Sweet or savory, toasted or raw, nuts are one of the best sources of protein, micronutrients and monounsaturated fats on the market. With the exception of the peanut, nuts are the seeds of trees. Like every other seed, the nut contains enough nutrition to feed the small plant that eventually would emerge had the nut been allowed to mature, drop to the ground and germinate. Squirrels, birds and humans benefit from these petite packages of potency in many ways.

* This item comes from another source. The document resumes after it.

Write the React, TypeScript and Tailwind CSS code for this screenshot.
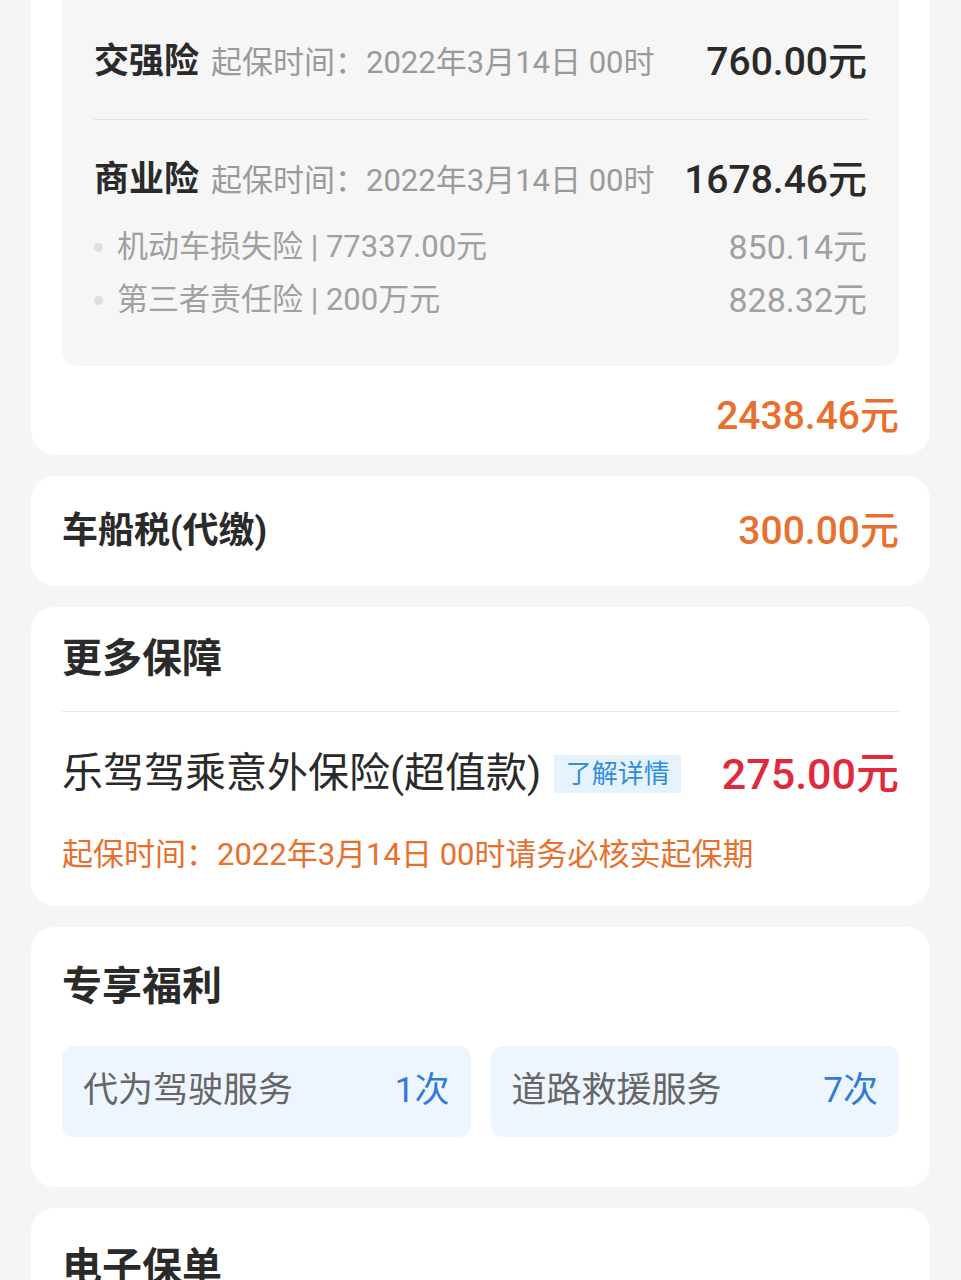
import React from "react";

const FONT = { fontFamily: 'Roboto, "Noto Sans CJK SC", sans-serif' };

function Dot() {
  return <span className="mr-[14px] inline-block h-[9px] w-[9px] rounded-full bg-[#dedede]" />;
}

export default function App() {
  return (
    <div
      className="flex min-h-[1280px] w-full flex-col gap-[21px] overflow-hidden bg-[#f5f5f5]"
      style={FONT}
    >
      {/* Card 1 */}
      <div className="mx-[31px] -mt-[60px] rounded-[24px] bg-white px-[31px] pb-[14px] pt-[31px]">
        <div className="rounded-[16px] bg-[#f6f6f6] px-[32px] pb-[43px] pt-[61px]">
          <div className="flex h-[60px] items-center justify-between">
            <div className="flex items-baseline">
              <span className="text-[35px] font-bold text-[#2a2a2a]">交强险</span>
              <span className="ml-[12px] text-[31px] text-[#9a9a9a]">起保时间：2022年3月14日 00时</span>
            </div>
            <span className="text-[39px] font-medium text-[#2a2a2a]">760.00元</span>
          </div>
          <div className="mt-[27px] h-px bg-[#e3e3e3]" />
          <div className="mt-[30px] flex h-[60px] items-center justify-between">
            <div className="flex items-baseline">
              <span className="text-[35px] font-bold text-[#2a2a2a]">商业险</span>
              <span className="ml-[12px] text-[31px] text-[#9a9a9a]">起保时间：2022年3月14日 00时</span>
            </div>
            <span className="text-[39px] font-medium text-[#2a2a2a]">1678.46元</span>
          </div>
          <div className="mt-[14px] flex h-[46px] items-center justify-between text-[#a0a0a0]">
            <div className="flex items-center">
              <Dot />
              <span className="text-[31px]">机动车损失险 | 77337.00元</span>
            </div>
            <span className="text-[34px]">850.14元</span>
          </div>
          <div className="mt-[7px] flex h-[46px] items-center justify-between text-[#a0a0a0]">
            <div className="flex items-center">
              <Dot />
              <span className="text-[31px]">第三者责任险 | 200万元</span>
            </div>
            <span className="text-[34px]">828.32元</span>
          </div>
        </div>
        <div className="mt-[25px] flex h-[50px] items-center justify-end">
          <span className="text-[39px] font-medium text-[#e8702c]">2438.46元</span>
        </div>
      </div>

      {/* Card 2 */}
      <div className="mx-[31px] flex h-[110px] items-center justify-between rounded-[24px] bg-white px-[31px]">
        <span className="text-[36px] font-bold text-[#2a2a2a]">车船税(代缴)</span>
        <span className="text-[39px] font-medium text-[#e8702c]">300.00元</span>
      </div>

      {/* Card 3 */}
      <div className="mx-[31px] rounded-[24px] bg-white px-[31px] pb-[31px] pt-[22px]">
        <div className="flex h-[60px] items-center">
          <span className="text-[40px] font-bold text-[#2a2a2a]">更多保障</span>
        </div>
        <div className="mt-[22px] h-px bg-[#e8e8e8]" />
        <div className="mt-[32px] flex h-[60px] items-center justify-between">
          <div className="flex items-center">
            <span className="text-[41px] text-[#2a2a2a]">乐驾驾乘意外保险(超值款)</span>
            <span className="ml-[13px] flex h-[38px] w-[127px] items-center justify-center bg-[#e6f3fd] text-[26px] text-[#2e8fdc]">
              了解详情
            </span>
          </div>
          <span className="text-[43px] font-medium text-[#e2283a]">275.00元</span>
        </div>
        <div className="mt-[31px] flex h-[40px] items-center">
          <span className="text-[31px] text-[#e8702c]">起保时间：2022年3月14日 00时请务必核实起保期</span>
        </div>
      </div>

      {/* Card 4 */}
      <div className="mx-[31px] rounded-[24px] bg-white px-[31px] pb-[50px] pt-[30px]">
        <div className="flex h-[60px] items-center">
          <span className="text-[40px] font-bold text-[#2a2a2a]">专享福利</span>
        </div>
        <div className="mt-[29px] grid grid-cols-2 gap-[20px]">
          <div className="flex h-[91px] items-center justify-between rounded-[12px] bg-[#edf5fe] px-[21px]">
            <span className="text-[35px] text-[#666666]">代为驾驶服务</span>
            <span className="text-[35px] text-[#2f7bd8]">1次</span>
          </div>
          <div className="flex h-[91px] items-center justify-between rounded-[12px] bg-[#edf5fe] px-[21px]">
            <span className="text-[35px] text-[#666666]">道路救援服务</span>
            <span className="text-[35px] text-[#2f7bd8]">7次</span>
          </div>
        </div>
      </div>

      {/* Card 5 */}
      <div className="mx-[31px] h-[200px] rounded-[24px] bg-white px-[31px] pt-[30px]">
        <div className="flex h-[60px] items-center">
          <span className="text-[40px] font-bold text-[#2a2a2a]">电子保单</span>
        </div>
      </div>
    </div>
  );
}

First,incorporating nuts into the diet is a heart-healthy move. Nuts contain plant sterols and fiber, both of which are known to reduce blood lipids. A Wall Street Journal article reported that eating 2 1/2 ounces of nuts a day lowered LDL ("bad") cholesterol by 7.4% in a test group of 600 participants who had high cholesterol but were not taking medication. Nuts tested included walnuts, pecans, pistachios, almonds, hazelnuts and macadamias. Mayo Clinic reports that eating nuts regularly reduces the risk of developing blood clots that can cause a fatal heart attack. Nuts also contain L-arginine, a substance that improves the health of artery walls by making them more flexible and less prone to blood clots.
Second, eating nuts can help curb hunger dramatically, making them a friend to people who wish to lose weight. One study cited in the Journal of Nutrition noted that there is an inverse relationship between nut consumption and BMI - in other words, people with more body fat tend not to eat nuts. Nuts are very high in both fat and fiber, both of which serve to suppress hunger in a satisfying way. The crunch factor also makes the nut satisfying as a snack food. Nuts demand a lot of chewing, and this makes them less likely to be overconsumed during a spate of "mindless eating," unlike other crunchy items that offer a lot of empty calories such as potato chips.
Finally, nuts also are a great source of several of the B-group vitamins, vitamin E, minerals such as iron, zinc. potassium and magnesium and antioxidant micronutrients such as selenium, manganese and copper. Many nuts also contain flavinols and resveratrol. Resveratrol is also found in red wine and red grape juice. It is credited with helping the body fight cancer and with reducing the formation of plaque in the brain, a factor that is related to the onset of Alzheimer and other neurodegenerative diseases in older people.
With all of their health and nutritional benefits, it's no wonder that Dr. Oz and other medical professionals recommend a daily serving of nuts.